◆ **Exercise data**:
----

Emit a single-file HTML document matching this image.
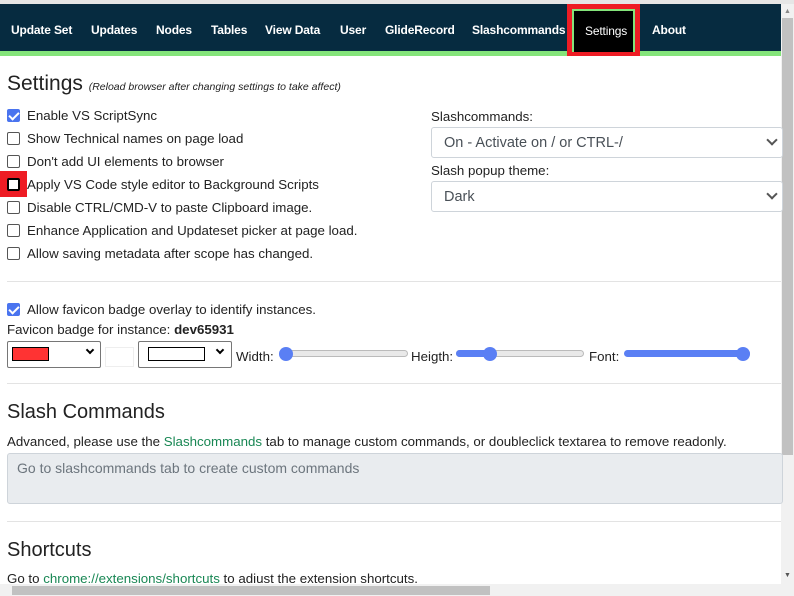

----

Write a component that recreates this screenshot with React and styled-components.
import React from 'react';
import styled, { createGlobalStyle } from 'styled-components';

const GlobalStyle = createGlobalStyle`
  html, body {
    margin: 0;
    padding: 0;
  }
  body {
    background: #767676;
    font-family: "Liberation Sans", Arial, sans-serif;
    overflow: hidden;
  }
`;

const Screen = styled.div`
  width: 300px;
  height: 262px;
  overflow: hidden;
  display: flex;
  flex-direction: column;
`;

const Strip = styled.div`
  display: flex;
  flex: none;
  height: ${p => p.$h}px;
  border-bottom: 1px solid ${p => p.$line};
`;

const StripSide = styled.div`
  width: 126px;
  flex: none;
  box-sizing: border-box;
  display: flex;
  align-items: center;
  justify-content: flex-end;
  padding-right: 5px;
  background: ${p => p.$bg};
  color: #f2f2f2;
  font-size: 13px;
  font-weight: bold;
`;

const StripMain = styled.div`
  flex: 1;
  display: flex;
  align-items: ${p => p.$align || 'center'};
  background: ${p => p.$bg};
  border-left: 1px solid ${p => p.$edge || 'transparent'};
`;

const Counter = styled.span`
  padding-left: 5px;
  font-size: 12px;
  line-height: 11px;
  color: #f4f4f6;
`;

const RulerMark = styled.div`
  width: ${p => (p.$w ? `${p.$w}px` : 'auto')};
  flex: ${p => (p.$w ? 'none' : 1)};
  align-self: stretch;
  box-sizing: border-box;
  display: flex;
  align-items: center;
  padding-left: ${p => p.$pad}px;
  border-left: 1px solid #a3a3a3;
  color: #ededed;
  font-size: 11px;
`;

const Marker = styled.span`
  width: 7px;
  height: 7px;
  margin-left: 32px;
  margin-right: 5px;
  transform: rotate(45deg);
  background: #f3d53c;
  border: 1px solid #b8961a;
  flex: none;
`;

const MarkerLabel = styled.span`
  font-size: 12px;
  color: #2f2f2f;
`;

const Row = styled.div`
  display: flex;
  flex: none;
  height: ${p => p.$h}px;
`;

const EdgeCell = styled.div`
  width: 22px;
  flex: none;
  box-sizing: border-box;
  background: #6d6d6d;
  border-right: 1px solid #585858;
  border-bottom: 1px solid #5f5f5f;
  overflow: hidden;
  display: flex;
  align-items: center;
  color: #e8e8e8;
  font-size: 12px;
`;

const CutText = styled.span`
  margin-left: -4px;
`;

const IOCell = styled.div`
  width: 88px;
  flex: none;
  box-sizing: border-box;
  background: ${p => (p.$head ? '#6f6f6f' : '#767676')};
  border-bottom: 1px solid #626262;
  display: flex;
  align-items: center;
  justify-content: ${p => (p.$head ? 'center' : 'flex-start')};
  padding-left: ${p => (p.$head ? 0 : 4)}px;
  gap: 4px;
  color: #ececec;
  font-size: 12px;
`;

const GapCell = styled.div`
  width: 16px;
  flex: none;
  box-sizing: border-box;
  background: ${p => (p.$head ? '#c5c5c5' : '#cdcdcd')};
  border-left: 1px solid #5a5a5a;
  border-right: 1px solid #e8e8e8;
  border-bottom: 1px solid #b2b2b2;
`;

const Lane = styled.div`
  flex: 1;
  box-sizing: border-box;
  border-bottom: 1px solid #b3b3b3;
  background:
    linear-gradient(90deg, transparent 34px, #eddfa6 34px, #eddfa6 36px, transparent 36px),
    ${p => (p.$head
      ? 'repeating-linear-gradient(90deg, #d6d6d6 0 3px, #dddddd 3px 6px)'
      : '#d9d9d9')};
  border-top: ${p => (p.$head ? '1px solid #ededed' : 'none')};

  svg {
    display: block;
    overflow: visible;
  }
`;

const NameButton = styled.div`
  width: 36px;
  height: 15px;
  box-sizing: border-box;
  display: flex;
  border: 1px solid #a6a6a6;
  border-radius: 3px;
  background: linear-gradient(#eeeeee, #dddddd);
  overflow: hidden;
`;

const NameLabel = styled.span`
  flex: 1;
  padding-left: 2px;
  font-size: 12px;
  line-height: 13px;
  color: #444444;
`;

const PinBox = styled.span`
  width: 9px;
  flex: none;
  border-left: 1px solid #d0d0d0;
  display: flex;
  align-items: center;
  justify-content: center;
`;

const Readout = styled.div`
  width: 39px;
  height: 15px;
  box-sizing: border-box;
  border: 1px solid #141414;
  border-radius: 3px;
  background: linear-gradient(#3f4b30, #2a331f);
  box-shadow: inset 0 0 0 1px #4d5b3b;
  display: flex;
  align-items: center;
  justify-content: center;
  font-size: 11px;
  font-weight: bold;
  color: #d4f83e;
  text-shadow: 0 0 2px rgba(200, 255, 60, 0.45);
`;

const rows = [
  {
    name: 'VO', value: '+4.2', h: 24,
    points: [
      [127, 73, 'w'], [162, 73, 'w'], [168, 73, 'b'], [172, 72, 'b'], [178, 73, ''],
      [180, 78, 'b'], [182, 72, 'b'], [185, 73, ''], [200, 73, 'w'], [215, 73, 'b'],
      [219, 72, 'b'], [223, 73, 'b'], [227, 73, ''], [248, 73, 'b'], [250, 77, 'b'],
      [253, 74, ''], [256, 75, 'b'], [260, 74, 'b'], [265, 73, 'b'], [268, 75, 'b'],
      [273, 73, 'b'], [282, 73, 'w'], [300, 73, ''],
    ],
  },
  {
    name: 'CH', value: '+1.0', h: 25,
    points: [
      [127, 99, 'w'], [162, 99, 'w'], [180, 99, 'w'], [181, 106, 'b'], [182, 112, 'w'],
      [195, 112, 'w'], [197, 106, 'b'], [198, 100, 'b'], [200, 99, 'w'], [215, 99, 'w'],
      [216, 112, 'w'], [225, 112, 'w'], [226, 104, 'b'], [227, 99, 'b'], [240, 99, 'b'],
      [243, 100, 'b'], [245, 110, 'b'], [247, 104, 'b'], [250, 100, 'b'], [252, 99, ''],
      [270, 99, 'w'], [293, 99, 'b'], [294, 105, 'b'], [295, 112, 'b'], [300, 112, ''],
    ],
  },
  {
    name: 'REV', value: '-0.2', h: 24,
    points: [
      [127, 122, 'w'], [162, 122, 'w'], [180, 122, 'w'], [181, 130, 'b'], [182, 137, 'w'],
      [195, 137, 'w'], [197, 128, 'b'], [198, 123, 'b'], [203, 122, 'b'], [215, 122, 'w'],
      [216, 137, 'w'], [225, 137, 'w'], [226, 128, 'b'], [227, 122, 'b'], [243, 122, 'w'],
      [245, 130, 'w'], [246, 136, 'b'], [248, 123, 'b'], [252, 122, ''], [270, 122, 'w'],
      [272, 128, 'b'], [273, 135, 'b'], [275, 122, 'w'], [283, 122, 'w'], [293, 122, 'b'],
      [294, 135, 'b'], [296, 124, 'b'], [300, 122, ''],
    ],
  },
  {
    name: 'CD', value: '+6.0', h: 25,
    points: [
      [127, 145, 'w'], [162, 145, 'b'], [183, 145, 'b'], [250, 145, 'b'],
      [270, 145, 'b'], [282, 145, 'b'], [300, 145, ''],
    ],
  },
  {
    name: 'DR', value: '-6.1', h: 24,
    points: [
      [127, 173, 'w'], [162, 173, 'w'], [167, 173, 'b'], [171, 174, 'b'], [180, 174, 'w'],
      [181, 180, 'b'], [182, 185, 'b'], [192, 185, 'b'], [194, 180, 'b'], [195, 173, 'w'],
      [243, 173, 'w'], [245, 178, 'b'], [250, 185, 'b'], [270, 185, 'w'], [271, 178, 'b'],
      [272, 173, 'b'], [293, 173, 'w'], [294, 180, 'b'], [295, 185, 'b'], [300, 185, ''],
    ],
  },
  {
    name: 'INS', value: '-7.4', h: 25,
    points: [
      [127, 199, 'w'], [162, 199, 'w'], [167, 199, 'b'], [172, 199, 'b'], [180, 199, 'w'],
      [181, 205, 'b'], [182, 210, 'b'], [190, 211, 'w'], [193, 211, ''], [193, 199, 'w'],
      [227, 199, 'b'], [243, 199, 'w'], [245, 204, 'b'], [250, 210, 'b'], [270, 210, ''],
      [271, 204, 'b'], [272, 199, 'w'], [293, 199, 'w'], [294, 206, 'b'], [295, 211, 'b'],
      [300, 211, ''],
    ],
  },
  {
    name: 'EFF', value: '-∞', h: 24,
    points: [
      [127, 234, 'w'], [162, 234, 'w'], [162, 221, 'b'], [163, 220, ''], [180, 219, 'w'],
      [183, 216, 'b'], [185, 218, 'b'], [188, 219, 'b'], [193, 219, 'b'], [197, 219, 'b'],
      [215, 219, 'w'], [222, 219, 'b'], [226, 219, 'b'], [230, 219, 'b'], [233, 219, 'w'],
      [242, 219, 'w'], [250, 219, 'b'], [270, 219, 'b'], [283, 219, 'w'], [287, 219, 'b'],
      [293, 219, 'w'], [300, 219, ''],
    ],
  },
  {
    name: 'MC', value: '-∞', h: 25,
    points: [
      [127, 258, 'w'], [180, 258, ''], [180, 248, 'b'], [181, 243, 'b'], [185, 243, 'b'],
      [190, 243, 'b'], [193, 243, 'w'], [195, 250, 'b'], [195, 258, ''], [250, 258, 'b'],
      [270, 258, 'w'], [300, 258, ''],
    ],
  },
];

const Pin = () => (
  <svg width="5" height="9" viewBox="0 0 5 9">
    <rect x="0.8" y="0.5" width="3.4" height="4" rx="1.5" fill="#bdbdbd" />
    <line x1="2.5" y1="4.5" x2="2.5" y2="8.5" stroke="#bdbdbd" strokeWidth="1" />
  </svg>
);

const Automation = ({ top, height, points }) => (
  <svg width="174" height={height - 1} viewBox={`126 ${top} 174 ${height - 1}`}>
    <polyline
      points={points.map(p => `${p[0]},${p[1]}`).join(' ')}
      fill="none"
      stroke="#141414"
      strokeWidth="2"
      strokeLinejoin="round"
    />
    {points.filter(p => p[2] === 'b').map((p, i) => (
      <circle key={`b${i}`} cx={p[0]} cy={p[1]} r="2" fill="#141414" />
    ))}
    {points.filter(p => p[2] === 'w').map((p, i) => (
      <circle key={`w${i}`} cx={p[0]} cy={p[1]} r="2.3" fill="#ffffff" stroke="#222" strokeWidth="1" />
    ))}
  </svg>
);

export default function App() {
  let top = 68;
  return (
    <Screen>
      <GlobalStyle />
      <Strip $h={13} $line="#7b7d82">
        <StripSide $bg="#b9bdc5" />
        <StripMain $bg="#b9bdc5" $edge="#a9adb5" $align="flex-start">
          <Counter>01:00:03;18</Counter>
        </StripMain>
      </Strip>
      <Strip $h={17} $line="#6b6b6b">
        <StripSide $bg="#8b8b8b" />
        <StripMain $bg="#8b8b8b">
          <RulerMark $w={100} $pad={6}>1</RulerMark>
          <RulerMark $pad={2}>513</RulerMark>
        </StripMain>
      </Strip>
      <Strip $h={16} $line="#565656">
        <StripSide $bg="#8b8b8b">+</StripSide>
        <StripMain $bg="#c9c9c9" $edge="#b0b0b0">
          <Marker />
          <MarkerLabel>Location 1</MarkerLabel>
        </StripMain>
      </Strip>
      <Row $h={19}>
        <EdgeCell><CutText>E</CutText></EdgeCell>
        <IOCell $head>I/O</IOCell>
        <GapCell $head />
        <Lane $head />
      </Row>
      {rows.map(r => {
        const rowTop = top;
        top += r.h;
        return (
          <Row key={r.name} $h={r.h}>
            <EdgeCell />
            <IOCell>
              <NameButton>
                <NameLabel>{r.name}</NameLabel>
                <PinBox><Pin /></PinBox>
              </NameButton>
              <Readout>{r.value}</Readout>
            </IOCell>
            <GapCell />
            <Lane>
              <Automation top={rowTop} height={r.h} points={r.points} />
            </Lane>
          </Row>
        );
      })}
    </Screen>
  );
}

----

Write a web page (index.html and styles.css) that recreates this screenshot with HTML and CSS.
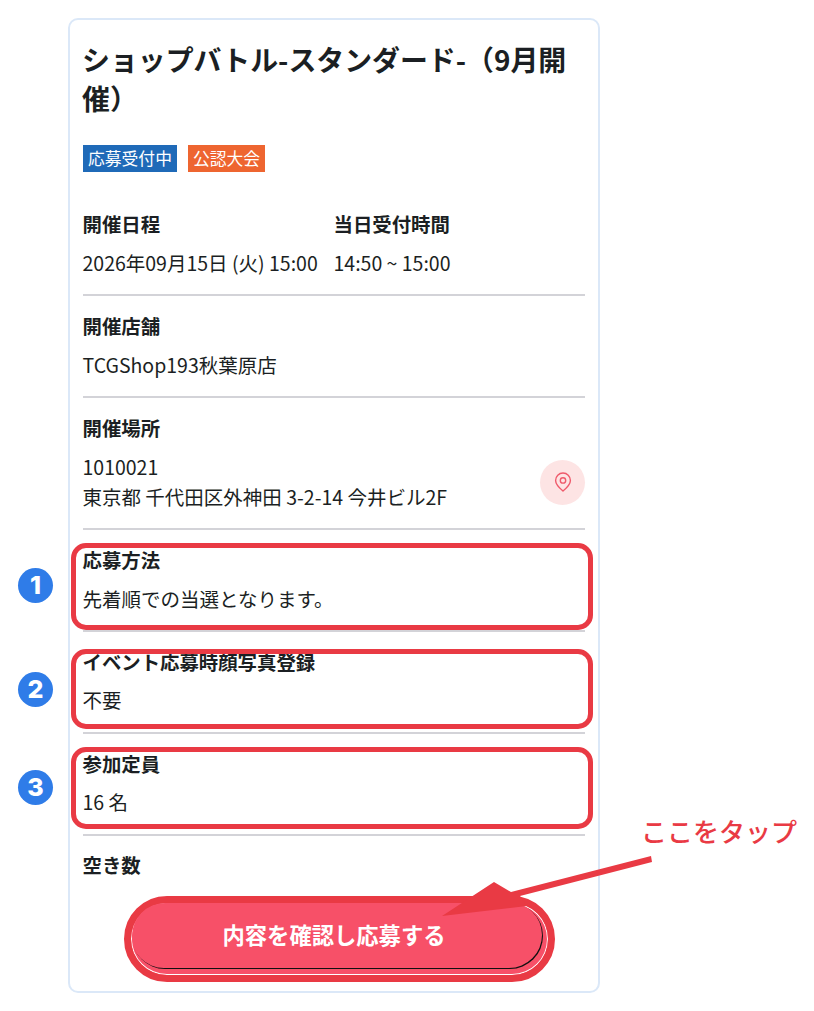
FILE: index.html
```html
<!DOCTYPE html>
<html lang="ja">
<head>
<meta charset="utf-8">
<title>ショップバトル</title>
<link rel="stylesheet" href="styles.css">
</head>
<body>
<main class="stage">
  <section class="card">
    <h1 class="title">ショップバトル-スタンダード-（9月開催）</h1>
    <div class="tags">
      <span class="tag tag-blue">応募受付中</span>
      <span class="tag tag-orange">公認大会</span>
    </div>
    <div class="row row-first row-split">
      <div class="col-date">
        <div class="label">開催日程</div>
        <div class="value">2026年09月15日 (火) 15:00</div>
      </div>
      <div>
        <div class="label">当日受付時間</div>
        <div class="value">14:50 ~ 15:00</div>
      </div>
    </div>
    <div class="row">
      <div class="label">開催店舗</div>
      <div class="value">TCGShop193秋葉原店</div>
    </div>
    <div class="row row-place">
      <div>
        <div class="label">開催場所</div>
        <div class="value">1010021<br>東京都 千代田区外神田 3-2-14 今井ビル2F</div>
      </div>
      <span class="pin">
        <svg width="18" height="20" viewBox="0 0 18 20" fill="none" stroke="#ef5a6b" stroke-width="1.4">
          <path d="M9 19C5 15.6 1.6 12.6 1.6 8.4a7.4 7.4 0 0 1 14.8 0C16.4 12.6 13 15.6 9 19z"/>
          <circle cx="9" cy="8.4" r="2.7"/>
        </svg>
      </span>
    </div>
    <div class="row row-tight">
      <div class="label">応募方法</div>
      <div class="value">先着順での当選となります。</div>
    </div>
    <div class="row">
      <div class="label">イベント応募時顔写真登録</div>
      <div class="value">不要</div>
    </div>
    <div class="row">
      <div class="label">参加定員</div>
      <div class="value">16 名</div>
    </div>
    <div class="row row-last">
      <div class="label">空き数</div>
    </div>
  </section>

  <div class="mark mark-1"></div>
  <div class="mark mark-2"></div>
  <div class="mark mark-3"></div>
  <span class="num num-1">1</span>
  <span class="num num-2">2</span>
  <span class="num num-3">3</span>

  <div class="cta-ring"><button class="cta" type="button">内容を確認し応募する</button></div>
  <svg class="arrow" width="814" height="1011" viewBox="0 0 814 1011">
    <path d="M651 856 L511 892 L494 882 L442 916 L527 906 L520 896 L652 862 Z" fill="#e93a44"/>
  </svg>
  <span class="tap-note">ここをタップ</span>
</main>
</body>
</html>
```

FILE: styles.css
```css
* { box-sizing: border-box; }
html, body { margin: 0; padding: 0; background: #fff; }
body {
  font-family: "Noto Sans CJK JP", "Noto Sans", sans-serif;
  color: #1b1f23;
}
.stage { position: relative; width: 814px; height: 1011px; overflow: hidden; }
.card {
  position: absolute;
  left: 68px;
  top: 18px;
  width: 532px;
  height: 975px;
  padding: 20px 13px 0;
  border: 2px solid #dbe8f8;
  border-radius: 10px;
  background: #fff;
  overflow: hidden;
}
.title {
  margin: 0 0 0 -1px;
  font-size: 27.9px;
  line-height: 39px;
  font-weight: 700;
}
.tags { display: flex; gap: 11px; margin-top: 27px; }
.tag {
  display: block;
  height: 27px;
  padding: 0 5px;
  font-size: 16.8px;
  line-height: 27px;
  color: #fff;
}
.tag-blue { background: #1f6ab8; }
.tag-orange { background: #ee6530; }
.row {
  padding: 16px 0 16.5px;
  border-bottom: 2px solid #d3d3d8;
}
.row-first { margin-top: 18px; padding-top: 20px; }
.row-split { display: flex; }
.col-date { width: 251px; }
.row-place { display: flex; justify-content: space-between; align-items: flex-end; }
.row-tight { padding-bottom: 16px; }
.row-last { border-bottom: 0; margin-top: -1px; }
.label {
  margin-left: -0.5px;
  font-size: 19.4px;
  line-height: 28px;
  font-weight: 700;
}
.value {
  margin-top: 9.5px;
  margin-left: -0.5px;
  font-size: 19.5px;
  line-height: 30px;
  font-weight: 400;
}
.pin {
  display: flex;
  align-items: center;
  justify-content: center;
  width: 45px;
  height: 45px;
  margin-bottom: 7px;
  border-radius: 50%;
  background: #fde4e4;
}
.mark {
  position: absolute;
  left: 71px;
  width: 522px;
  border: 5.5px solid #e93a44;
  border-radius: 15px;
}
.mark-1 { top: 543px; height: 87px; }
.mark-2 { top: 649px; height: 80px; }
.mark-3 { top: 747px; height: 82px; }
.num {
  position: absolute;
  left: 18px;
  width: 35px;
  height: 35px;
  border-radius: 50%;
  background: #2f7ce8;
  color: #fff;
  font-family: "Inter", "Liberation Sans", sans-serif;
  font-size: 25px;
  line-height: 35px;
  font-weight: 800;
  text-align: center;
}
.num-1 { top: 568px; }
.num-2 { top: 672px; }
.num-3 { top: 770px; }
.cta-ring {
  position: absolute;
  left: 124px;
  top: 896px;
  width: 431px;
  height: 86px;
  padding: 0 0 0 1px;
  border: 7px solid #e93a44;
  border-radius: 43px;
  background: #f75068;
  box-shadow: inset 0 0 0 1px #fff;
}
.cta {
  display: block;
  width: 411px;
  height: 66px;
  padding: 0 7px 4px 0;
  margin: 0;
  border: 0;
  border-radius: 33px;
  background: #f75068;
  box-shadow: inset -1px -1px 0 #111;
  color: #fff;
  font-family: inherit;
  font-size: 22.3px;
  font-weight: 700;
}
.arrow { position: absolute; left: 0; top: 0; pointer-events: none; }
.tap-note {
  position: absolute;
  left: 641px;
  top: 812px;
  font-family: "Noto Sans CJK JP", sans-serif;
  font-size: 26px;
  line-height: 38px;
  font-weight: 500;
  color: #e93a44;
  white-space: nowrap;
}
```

----

◆ **Task statement**:
Identify which lines contain the word "recreates" and copy each one.

◆ **Response to the task**:
Write a component that recreates this screenshot with React and styled-components.
Write a web page (index.html and styles.css) that recreates this screenshot with HTML and CSS.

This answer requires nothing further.